- WORK REQUIRED:
Copy every line from the data below in which the string "React" can be found.

- DATASET EXTRACT:

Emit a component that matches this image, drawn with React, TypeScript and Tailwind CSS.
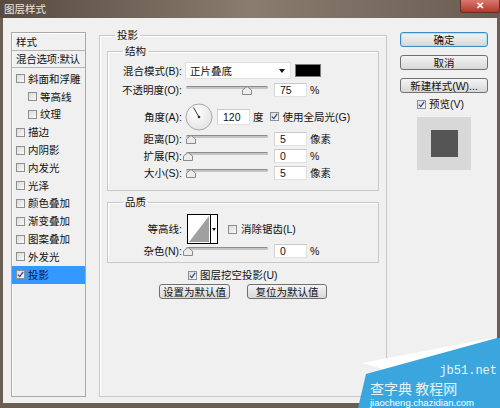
import React from 'react';

const Check = ({ checked = false }: { checked?: boolean }) => (
  <span className="flex h-[9px] w-[9px] shrink-0 items-center justify-center border border-[#8e8f8f] bg-gradient-to-br from-[#dadada] to-[#fafafa]">
    {checked && (
      <svg width="7" height="7" viewBox="0 0 7 7">
        <path d="M0.8 3.6 L2.8 5.6 L6.2 0.8" stroke="#2b4c8f" strokeWidth="1.3" fill="none" />
      </svg>
    )}
  </span>
);

const Slider = ({ pos }: { pos: number }) => (
  <div className="relative h-[14px] w-[82px] shrink-0">
    <div className="absolute left-0 right-0 top-[3px] h-[3px] rounded-full border-t border-[#8c8c8c] bg-[#c4c4c4]" />
    <svg className="absolute top-[3px]" style={{ left: pos - 5 }} width="10" height="9" viewBox="0 0 10 9">
      <path d="M0.5 8.5 V4 L5 0.5 L9.5 4 V8.5 Z" fill="#ececec" stroke="#8a8a8a" />
    </svg>
  </div>
);

const Field = ({ value, w = 'w-[33px]', h = 'h-[14px]' }: { value: string; w?: string; h?: string }) => (
  <div className={`flex shrink-0 items-center border border-[#e2e2e2] border-t-[#c9c9c9] border-l-[#d4d4d4] bg-white pl-[5px] ${w} ${h}`}>
    {value}
  </div>
);

const Label = ({ text }: { text: string }) => (
  <div className="w-[74px] shrink-0 text-right">{text}</div>
);

const SliderRow = ({ label, pos, value, unit, className = '' }: { label: string; pos: number; value: string; unit: string; className?: string }) => (
  <div className={`flex h-[14px] items-center ${className}`}>
    <Label text={label} />
    <div className="ml-[4px]">
      <Slider pos={pos} />
    </div>
    <div className="ml-[6px]">
      <Field value={value} />
    </div>
    <span className="ml-[3px]">{unit}</span>
  </div>
);

const Btn = ({ children, className = '' }: { children: React.ReactNode; className?: string }) => (
  <div className={`flex h-[15px] items-center justify-center rounded-[3px] border bg-gradient-to-b from-[#f4f4f4] to-[#d8d8d8] ${className}`}>
    {children}
  </div>
);

const styleItems: { name: string; indent?: boolean }[] = [
  { name: '斜面和浮雕' },
  { name: '等高线', indent: true },
  { name: '纹理', indent: true },
  { name: '描边' },
  { name: '内阴影' },
  { name: '内发光' },
  { name: '光泽' },
  { name: '颜色叠加' },
  { name: '渐变叠加' },
  { name: '图案叠加' },
  { name: '外发光' },
];

export default function App() {
  return (
    <div className="relative flex h-[408px] w-[500px] flex-col overflow-hidden bg-[#6b5e52] text-[10.5px] leading-[12px] text-[#111] [font-family:'Liberation_Sans','Noto_Sans_CJK_SC',sans-serif]">
      {/* title bar */}
      <div className="flex h-[18px] shrink-0 items-start justify-between bg-gradient-to-r from-[#584a3e] via-[#8a7d70] to-[#6a5c50]">
        <span className="ml-[4px] mt-[3px] text-[#ebe6e0]">图层样式</span>
        <div className="flex h-[13px] w-[40px] items-center justify-center rounded-b-[3px] border border-t-0 border-[#6b2a22] bg-gradient-to-b from-[#d9776a] to-[#b03a2c] text-[10px] font-bold text-white">
          ✕
        </div>
      </div>

      {/* body */}
      <div className="mx-[3px] mb-[5px] flex flex-1 bg-[#f0f0f0] pl-[8px] pt-[11px]">
        {/* styles list */}
        <div className="mt-[3px] flex h-[365px] w-[75px] shrink-0 flex-col border border-[#a9a9a9] shadow-[inset_1px_1px_0_#fff]">
          <div className="flex h-[18px] items-center border-b border-[#b5b5b5] pl-[4px]">样式</div>
          <div className="flex h-[17px] items-center border-b border-[#b5b5b5] pl-[4px] tracking-[-0.3px]">混合选项:默认</div>
          <div className="flex flex-col pt-[2px]">
            {styleItems.map((it) => (
              <div key={it.name} className={`flex h-[17.8px] items-center gap-[3px] ${it.indent ? 'pl-[16px]' : 'pl-[4px]'}`}>
                <Check />
                <span>{it.name}</span>
              </div>
            ))}
            <div className="flex h-[17.8px] items-center gap-[3px] bg-[#3399ff] pl-[4px] text-[#0b1a40]">
              <Check checked />
              <span>投影</span>
            </div>
          </div>
        </div>

        {/* drop shadow group */}
        <fieldset className="ml-[13px] h-[368px] w-[288px] shrink-0 border border-[#c8c8c8] shadow-[inset_1px_1px_0_#fff]">
          <legend className="ml-[15px] px-[2px] leading-[12px]">投影</legend>

          <fieldset className="ml-[7px] mt-[4px] w-[272px] border border-[#c8c8c8] pb-[10px] shadow-[inset_1px_1px_0_#fff]">
            <legend className="ml-[15px] px-[2px] leading-[12px]">结构</legend>

            <div className="mt-[5px] flex h-[17px] items-center">
              <Label text="混合模式(B):" />
              <div className="ml-[3px] flex h-[17px] w-[106px] items-center justify-between border border-[#e0e0e0] bg-white pl-[4px] pr-[5px]">
                <span>正片叠底</span>
                <svg width="6" height="4" viewBox="0 0 6 4">
                  <path d="M0 0 H6 L3 4 Z" fill="#111" />
                </svg>
              </div>
              <div className="ml-[4px] h-[13px] w-[26px] border border-[#7a7a7a] bg-black" />
            </div>

            <SliderRow label="不透明度(O):" pos={61} value="75" unit="%" className="mt-[4px]" />

            <div className="mt-[6px] flex h-[27px] items-center">
              <Label text="角度(A):" />
              <svg className="ml-[3px] shrink-0" width="28" height="28" viewBox="0 0 28 28">
                <defs>
                  <radialGradient id="dial" cx="0.4" cy="0.35" r="0.7">
                    <stop offset="0" stopColor="#ffffff" />
                    <stop offset="1" stopColor="#e2e2e2" />
                  </radialGradient>
                </defs>
                <circle cx="14" cy="14" r="13" fill="url(#dial)" stroke="#a9a9a9" />
                <line x1="14" y1="14" x2="8.5" y2="4.5" stroke="#333" strokeWidth="1" />
                <circle cx="14" cy="14" r="1.3" fill="#333" />
              </svg>
              <div className="ml-[4px]">
                <Field value="120" h="h-[16px]" />
              </div>
              <span className="ml-[3px]">度</span>
              <div className="ml-[6px]">
                <Check checked />
              </div>
              <span className="ml-[4px]">使用全局光(G)</span>
            </div>

            <SliderRow label="距离(D):" pos={5} value="5" unit="像素" className="mt-[2px]" />
            <SliderRow label="扩展(R):" pos={2} value="0" unit="%" className="mt-[3px]" />
            <SliderRow label="大小(S):" pos={5} value="5" unit="像素" className="mt-[3px]" />
          </fieldset>

          <fieldset className="ml-[7px] mt-[5px] w-[272px] border border-[#c8c8c8] pb-[4px] shadow-[inset_1px_1px_0_#fff]">
            <legend className="ml-[15px] px-[2px] leading-[12px]">品质</legend>

            <div className="mt-[6px] flex h-[30px] items-center">
              <Label text="等高线:" />
              <div className="ml-[5px] flex h-[30px] w-[31px] border border-black bg-white">
                <svg width="22" height="28" viewBox="0 0 22 28" className="shrink-0">
                  <path d="M1 27 L21 1 V27 Z" fill="#a0a0a0" />
                </svg>
                <div className="flex flex-1 items-center justify-center border-l border-black">
                  <svg width="4" height="3" viewBox="0 0 4 3">
                    <path d="M0 0 H4 L2 3 Z" fill="#111" />
                  </svg>
                </div>
              </div>
              <div className="ml-[10px]">
                <Check />
              </div>
              <span className="ml-[4px]">消除锯齿(L)</span>
            </div>

            <SliderRow label="杂色(N):" pos={2} value="0" unit="%" />
          </fieldset>

          <div className="mt-[6px] flex h-[12px] items-center pl-[88px]">
            <Check checked />
            <span className="ml-[3px]">图层挖空投影(U)</span>
          </div>

          <div className="mt-[3px] flex gap-[17px] pl-[59px]">
            <Btn className="w-[71px] border-[#707070]">设置为默认值</Btn>
            <Btn className="w-[80px] border-[#707070]">复位为默认值</Btn>
          </div>
        </fieldset>

        {/* right column */}
        <div className="ml-[13px] mt-[3px] flex w-[88px] shrink-0 flex-col">
          <Btn className="border-[#3d8ac4] shadow-[inset_0_0_0_1px_#a8e2f7]">确定</Btn>
          <Btn className="mt-[8px] border-[#707070]">取消</Btn>
          <Btn className="mt-[8px] border-[#707070]">新建样式(W)...</Btn>
          <div className="mt-[5px] flex h-[12px] items-center pl-[17px]">
            <Check checked />
            <span className="ml-[3px]">预览(V)</span>
          </div>
          <div className="ml-[17px] mt-[7px] flex h-[53px] w-[54px] items-center justify-center bg-[#d8d8d8]">
            <div className="h-[27px] w-[27px] bg-[#555555]" />
          </div>
        </div>
      </div>

      {/* watermark */}
      <div className="absolute bottom-0 right-0 h-[72px] w-[142px]">
        <svg className="absolute inset-0" width="142" height="72" viewBox="0 0 142 72">
          <path d="M4 27 L139 1 L50 40 Z" fill="#ffffff" />
          <path d="M0 72 L8 38 L139 2 L142 2 L142 72 Z" fill="#3aa6dd" />
        </svg>
        <div className="absolute right-[3px] top-[29px] text-[12px] leading-[12px] text-[#e8f4fb] [font-family:'Liberation_Mono',monospace]">jb51.net</div>
        <div className="absolute left-[12px] top-[45px] text-[14px] leading-[14px] text-white/85 [font-family:'Noto_Sans_CJK_SC',sans-serif]">查字典 教程网</div>
        <div className="absolute left-[12px] top-[62px] text-[9.5px] leading-[10px] text-white [font-family:'Liberation_Sans',sans-serif]">jiaocheng.chazidian.com</div>
      </div>
    </div>
  );
}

- ANSWER TO THIS EXERCISE:
Emit a component that matches this image, drawn with React, TypeScript and Tailwind CSS.
import React from 'react';
const Btn = ({ children, className = '' }: { children: React.ReactNode; className?: string }) => (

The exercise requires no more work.